The rear of this pumper has a full-height vertical handrail on each side of another good-size tailboard. If the enclosure protecting the rear arrow type traffic light beneath the hose bed is intended to be a step, specifications should denote the same so manufacturers are obligated to construct it appropriately. I like the extra handrail between the two discharges. The potted plant does not appear to be NFPA compliant…
Some thought went into accessing the top of this rig. Three “wider than normal” steps are on each side of the rear compartments. There are handrails on each side of the hose bed as well as one on each hose bed cover. The vertical handrails extend above the hose bed floor. The typical step/cover for the rear traffic advisor light is just below the hose bed. It appears easy and safe to work off.
Rear slide-in storage on each side of this pumper-tanker’s tank necessitates multiple access steps. Handrails on each side at the top as well as “hand holes” cut into the hose bed dividers facilitates climbing. It sports another “firefighter-friendly” rear-work platform.
Another instance where slide-in storage on both sides of a booster tank pretty much negates the use of an access ladder at the rear.
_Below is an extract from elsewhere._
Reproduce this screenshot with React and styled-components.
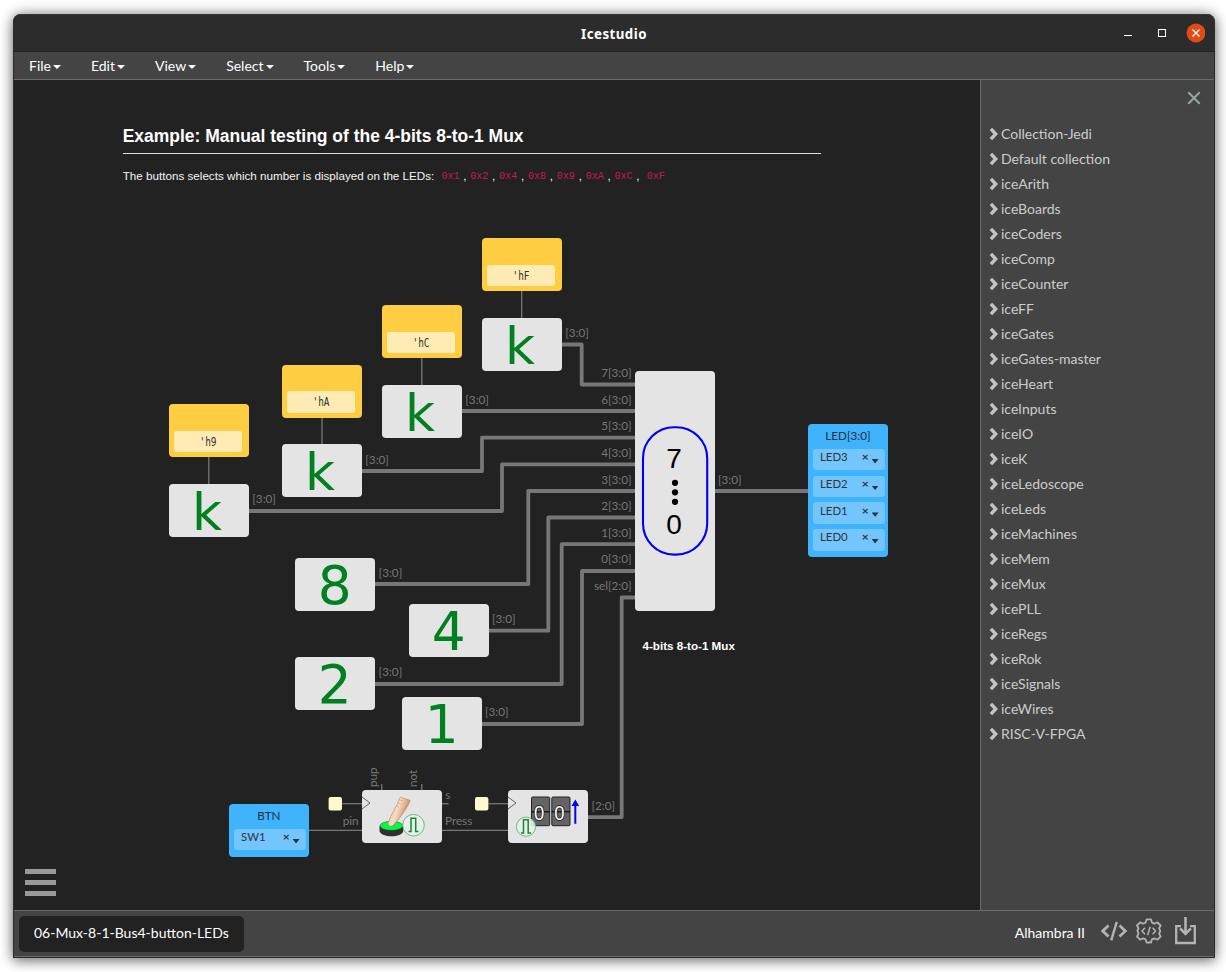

Five handrails help navigate the six flip-down steps. Note the distance specified after KEEP BACK on the rear compartment door. Never forget.
How often do purchasers at a trade show actually “try” using the access steps and handrails on the rigs being exhibited? If you do try it, REMEMBER that on the fireground you’ll most likely be doing it while wearing full rubber goods and not sneakers and shorts. And, at a trade show you’ll probably not be carrying equipment up or down, nor will you have an officer telling you to “step it up—move with a purpose—c’mon lets go!”